In this configuration, checks and balances are not safeguards but obstacles. Independent agencies, congressional oversight, and judicial review are recast as forms of sabotage. The traditional American notion of governance—built on deliberation and dispersed power—gives way to a more centralized, combative model: rule by command rather than consent.

The Risks Ahead

The genius of this insider movement lies in its subtlety. There is no overt coup, no tanks in the streets. Instead, there is administrative attrition, rhetorical escalation, and institutional corrosion. It is power exercised through procedures, not proclamations.

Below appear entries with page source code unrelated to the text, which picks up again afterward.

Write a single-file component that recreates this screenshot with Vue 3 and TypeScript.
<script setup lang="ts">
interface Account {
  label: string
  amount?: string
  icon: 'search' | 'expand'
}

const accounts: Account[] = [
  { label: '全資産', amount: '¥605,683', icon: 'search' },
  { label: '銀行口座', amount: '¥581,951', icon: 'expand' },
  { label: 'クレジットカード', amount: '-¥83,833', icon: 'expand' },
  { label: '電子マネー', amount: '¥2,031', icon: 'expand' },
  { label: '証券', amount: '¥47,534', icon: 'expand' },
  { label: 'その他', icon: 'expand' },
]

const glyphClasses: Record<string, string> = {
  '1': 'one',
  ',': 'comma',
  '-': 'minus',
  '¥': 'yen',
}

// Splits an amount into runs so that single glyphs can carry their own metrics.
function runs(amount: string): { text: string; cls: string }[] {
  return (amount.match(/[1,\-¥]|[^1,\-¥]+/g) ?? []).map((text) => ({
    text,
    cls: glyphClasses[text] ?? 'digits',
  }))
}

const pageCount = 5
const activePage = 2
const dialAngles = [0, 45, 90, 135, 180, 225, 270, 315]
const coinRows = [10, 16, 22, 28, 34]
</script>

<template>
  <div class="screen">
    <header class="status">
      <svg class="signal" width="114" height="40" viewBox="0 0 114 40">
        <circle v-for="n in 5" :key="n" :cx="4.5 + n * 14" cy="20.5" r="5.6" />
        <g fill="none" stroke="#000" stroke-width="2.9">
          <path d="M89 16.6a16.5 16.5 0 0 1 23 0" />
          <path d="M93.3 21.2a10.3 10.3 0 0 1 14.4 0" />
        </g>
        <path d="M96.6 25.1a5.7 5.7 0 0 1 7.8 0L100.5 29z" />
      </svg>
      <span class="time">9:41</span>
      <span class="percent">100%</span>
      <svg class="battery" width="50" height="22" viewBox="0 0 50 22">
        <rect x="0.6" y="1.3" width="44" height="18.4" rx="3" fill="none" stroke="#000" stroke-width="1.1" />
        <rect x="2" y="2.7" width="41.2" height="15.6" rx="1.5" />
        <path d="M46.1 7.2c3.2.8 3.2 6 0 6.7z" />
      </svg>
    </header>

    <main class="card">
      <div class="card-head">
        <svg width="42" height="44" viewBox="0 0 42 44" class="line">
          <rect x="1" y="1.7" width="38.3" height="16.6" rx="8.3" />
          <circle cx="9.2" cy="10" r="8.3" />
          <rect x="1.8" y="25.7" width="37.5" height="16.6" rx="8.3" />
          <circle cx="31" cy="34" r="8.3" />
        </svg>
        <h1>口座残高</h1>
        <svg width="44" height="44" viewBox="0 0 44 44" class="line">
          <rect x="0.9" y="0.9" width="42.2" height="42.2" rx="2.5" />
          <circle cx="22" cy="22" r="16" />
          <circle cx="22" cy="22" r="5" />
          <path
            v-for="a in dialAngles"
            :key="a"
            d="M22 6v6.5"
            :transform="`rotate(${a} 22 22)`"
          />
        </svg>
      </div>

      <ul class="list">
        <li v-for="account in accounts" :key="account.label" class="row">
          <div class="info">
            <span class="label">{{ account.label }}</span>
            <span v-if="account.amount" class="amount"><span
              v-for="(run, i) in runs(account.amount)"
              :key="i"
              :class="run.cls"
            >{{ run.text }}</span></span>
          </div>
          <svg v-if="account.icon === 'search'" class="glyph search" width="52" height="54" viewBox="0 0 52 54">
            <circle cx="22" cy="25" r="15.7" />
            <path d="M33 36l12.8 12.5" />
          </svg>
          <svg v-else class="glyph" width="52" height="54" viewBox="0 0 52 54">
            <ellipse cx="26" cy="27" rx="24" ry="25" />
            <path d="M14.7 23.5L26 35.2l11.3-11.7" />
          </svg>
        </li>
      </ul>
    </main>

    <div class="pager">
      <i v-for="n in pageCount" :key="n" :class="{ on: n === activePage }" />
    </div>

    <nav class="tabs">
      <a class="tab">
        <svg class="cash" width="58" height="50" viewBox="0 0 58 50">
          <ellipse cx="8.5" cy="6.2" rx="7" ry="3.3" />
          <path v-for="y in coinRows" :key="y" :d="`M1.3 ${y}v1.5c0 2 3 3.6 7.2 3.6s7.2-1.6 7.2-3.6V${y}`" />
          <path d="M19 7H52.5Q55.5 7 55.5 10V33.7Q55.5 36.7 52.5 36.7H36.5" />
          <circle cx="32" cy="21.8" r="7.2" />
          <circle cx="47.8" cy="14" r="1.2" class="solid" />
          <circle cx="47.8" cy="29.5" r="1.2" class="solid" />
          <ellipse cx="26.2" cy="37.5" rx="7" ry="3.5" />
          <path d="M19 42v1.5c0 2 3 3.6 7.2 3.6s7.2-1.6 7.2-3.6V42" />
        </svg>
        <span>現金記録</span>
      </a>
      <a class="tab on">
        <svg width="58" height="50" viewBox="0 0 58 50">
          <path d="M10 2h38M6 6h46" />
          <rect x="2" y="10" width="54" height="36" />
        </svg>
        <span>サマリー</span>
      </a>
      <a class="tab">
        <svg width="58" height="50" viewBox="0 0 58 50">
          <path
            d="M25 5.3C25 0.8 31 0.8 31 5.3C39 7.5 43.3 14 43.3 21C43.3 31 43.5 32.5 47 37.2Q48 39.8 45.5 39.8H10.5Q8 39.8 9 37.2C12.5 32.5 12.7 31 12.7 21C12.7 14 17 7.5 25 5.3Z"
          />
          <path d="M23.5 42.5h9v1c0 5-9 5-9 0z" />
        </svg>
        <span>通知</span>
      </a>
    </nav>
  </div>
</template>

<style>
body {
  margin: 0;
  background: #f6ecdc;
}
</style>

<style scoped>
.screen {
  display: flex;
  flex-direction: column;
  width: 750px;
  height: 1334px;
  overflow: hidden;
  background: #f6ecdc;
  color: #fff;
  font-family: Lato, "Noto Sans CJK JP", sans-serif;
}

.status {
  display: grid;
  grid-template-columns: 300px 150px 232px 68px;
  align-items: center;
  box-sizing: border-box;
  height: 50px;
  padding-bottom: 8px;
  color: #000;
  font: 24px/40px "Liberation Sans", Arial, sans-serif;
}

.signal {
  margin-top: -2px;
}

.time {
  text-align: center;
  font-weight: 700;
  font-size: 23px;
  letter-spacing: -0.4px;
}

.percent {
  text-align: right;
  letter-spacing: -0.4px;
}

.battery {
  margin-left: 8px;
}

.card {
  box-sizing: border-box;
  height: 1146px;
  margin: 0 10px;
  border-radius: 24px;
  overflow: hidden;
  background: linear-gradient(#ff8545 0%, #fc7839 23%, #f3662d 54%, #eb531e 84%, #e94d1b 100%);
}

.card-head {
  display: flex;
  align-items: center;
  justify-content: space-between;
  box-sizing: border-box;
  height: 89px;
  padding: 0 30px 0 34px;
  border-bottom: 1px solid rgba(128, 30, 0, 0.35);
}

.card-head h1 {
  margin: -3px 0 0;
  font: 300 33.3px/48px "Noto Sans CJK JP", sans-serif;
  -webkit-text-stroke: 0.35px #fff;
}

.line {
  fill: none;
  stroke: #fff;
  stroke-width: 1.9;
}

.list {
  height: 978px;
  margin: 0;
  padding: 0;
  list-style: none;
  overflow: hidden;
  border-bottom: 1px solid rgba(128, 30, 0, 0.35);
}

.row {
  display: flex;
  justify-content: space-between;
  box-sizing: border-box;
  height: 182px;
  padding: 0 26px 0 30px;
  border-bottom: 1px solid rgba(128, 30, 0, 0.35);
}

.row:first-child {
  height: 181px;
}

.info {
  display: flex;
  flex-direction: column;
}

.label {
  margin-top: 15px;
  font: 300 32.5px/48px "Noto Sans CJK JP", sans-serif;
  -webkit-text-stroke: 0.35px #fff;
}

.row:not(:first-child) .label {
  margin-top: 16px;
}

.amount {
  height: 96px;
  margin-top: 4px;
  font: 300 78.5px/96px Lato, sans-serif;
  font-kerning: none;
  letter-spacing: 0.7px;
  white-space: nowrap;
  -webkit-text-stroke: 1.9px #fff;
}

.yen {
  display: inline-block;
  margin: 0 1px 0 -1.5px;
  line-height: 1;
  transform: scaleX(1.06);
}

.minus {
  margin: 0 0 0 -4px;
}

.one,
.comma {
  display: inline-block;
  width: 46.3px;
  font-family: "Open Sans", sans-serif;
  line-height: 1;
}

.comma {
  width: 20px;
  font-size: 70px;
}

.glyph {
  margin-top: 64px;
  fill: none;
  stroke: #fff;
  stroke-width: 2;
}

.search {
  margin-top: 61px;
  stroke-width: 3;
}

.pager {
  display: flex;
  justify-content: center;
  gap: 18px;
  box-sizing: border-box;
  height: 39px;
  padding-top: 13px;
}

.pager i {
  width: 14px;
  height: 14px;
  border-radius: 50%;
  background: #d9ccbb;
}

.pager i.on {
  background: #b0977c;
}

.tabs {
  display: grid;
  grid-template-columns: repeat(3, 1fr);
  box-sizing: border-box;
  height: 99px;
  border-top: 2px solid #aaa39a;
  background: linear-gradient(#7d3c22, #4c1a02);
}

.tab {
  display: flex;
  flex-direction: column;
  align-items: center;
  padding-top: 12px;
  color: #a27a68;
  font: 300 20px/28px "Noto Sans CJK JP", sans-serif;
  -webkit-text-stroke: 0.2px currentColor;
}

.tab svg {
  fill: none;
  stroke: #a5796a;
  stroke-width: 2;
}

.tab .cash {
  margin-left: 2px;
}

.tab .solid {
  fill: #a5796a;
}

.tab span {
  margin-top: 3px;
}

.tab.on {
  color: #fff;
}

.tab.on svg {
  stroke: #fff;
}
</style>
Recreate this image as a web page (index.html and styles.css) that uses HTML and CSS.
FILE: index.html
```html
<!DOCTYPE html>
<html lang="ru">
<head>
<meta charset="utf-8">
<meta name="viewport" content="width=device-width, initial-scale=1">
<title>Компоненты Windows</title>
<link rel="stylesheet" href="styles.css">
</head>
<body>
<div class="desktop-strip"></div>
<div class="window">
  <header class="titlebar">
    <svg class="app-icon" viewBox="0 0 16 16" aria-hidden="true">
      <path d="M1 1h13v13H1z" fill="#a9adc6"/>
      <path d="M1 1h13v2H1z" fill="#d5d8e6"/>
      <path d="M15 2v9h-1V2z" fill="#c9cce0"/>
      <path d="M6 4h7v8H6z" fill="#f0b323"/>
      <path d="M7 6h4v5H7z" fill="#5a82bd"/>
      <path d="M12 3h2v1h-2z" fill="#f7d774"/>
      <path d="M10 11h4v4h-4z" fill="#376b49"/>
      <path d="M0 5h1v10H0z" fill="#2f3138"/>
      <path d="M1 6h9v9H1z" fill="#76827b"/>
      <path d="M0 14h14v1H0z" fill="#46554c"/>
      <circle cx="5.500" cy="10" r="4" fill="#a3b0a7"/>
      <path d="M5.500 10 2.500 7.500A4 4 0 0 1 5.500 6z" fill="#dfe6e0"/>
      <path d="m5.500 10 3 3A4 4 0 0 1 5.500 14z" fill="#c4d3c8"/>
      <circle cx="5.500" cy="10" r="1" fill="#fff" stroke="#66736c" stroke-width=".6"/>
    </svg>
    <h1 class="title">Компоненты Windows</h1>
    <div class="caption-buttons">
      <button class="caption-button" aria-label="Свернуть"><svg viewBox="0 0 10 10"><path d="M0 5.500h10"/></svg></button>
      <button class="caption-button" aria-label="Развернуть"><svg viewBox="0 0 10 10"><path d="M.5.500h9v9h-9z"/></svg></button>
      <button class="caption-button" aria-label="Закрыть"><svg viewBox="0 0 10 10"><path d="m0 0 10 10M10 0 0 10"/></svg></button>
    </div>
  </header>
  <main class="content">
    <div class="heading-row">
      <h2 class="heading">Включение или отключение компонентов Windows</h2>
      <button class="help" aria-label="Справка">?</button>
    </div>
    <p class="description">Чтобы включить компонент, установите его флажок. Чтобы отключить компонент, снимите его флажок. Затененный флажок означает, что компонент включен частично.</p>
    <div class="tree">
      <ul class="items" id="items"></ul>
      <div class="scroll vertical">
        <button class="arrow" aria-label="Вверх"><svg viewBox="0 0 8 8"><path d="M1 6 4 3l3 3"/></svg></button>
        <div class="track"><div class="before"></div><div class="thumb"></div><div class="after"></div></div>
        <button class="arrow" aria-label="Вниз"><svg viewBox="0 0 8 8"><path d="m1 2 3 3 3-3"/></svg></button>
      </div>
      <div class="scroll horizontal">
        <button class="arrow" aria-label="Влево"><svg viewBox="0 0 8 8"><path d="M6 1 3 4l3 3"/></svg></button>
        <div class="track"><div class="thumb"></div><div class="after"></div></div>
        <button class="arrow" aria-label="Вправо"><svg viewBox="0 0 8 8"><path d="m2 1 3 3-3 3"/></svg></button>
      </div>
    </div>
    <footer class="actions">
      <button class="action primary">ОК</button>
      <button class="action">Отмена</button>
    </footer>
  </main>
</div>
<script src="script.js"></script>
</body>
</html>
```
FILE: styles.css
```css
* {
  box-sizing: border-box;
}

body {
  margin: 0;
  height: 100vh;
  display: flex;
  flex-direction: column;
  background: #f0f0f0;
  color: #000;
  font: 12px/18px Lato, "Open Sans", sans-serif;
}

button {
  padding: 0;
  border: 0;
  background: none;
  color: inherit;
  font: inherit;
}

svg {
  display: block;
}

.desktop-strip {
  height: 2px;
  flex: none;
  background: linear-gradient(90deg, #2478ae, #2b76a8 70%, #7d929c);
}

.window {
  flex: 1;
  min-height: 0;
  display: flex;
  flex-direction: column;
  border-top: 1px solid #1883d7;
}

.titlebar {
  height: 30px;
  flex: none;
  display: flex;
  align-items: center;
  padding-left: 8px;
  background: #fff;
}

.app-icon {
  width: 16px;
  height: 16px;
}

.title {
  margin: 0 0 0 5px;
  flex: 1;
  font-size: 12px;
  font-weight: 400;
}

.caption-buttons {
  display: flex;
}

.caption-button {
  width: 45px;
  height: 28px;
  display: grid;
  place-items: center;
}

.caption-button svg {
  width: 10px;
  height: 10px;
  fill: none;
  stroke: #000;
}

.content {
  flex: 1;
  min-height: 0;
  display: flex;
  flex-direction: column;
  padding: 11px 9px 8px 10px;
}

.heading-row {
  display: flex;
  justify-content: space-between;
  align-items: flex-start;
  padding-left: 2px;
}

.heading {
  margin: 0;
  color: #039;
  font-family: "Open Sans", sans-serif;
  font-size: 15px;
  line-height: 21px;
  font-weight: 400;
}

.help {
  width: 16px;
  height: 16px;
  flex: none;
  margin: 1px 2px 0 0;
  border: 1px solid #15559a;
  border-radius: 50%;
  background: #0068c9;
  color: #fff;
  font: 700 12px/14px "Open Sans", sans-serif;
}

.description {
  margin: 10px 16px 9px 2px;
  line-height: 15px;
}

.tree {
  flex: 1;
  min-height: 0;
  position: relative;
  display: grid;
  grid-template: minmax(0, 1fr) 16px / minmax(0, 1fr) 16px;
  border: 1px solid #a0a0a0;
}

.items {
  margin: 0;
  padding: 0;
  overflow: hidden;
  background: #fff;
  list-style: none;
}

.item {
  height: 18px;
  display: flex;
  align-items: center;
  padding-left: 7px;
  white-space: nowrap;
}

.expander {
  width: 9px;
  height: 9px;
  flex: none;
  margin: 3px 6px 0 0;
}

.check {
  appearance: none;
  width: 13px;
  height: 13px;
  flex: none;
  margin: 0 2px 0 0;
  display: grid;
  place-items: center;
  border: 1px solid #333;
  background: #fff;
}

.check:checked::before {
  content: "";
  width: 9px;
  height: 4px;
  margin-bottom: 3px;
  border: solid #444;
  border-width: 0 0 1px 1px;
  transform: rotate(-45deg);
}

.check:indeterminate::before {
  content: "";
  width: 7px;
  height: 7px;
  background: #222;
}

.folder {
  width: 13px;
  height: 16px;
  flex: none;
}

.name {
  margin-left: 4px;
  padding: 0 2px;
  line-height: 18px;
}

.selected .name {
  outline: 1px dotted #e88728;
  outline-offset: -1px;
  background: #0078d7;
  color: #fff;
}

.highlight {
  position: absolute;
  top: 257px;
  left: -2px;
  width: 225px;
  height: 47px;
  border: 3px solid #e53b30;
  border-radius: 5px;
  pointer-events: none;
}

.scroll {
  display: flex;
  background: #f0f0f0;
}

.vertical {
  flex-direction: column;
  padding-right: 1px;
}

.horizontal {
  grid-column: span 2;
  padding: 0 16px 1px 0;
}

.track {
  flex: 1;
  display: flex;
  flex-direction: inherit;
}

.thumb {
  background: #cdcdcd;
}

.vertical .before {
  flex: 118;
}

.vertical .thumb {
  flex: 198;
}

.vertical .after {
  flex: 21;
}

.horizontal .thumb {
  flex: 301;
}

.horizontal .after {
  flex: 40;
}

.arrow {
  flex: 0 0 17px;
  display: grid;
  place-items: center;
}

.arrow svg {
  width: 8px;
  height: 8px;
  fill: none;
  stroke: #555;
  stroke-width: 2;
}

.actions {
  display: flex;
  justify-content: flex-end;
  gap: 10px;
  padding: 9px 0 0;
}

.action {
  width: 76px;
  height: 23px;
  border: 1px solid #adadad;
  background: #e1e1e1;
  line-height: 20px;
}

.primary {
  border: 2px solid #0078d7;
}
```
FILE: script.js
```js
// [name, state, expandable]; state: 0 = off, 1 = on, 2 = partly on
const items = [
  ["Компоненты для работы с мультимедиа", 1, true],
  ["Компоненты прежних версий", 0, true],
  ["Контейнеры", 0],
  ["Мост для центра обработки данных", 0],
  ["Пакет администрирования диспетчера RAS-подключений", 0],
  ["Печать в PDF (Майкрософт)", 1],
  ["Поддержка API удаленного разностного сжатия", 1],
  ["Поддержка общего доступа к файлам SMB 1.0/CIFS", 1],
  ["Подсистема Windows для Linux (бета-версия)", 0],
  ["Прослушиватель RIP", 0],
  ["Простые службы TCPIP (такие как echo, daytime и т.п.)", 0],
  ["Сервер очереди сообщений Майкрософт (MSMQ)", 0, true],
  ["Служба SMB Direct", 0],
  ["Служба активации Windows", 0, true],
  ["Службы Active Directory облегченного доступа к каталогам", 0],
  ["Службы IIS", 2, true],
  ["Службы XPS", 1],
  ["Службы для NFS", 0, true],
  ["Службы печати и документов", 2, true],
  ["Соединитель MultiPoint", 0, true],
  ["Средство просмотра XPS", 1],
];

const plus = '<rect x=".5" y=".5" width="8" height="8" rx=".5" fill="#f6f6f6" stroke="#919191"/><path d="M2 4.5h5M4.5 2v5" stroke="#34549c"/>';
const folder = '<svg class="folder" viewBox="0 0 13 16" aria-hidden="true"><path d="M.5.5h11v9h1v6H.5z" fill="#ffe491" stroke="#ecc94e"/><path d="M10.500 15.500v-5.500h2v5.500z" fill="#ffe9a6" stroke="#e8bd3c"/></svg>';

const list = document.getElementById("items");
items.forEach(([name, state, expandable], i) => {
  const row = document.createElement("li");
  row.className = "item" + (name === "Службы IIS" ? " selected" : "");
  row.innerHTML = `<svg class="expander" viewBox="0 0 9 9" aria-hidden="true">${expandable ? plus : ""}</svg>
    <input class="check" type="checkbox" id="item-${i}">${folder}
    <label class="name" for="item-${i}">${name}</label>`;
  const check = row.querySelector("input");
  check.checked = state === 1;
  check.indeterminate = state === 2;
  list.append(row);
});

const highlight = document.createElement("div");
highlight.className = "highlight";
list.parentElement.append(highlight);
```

The immediate consequence is polarization, but the long-term danger is institutional fatigue. A government demoralized and distrusted cannot sustain itself indefinitely. Bureaucrats stripped of independence become servants of the moment. Generals politicized by ideology lose credibility with the public. And when every opponent is treated as an enemy, democracy becomes indistinguishable from permanent war.

There are, of course, countervailing forces—career officials who resist unlawful orders, courts that push back, and citizens who still believe in pluralism. But the burden of resistance has shifted from institutions to individuals. The system that once protected itself now depends on the courage of those within it.

Conclusion: The Architecture of Control

Russell Vought, Stephen Miller, and Pete Hegseth are not fringe figures; they are the governing class of a movement intent on remaking the American state in its own image. They wield ideology as strategy and bureaucracy as weapon. Their goal is not just to win elections but to rewire government itself—to replace institutional balance with ideological purity.

The story of these insiders is a reminder that democracies rarely fall in dramatic fashion. More often, they are remodeled from within—one regulation, one firing, one speech at a time. The question now is not whether their influence will endure, but how much of the old constitutional order will remain when they are done.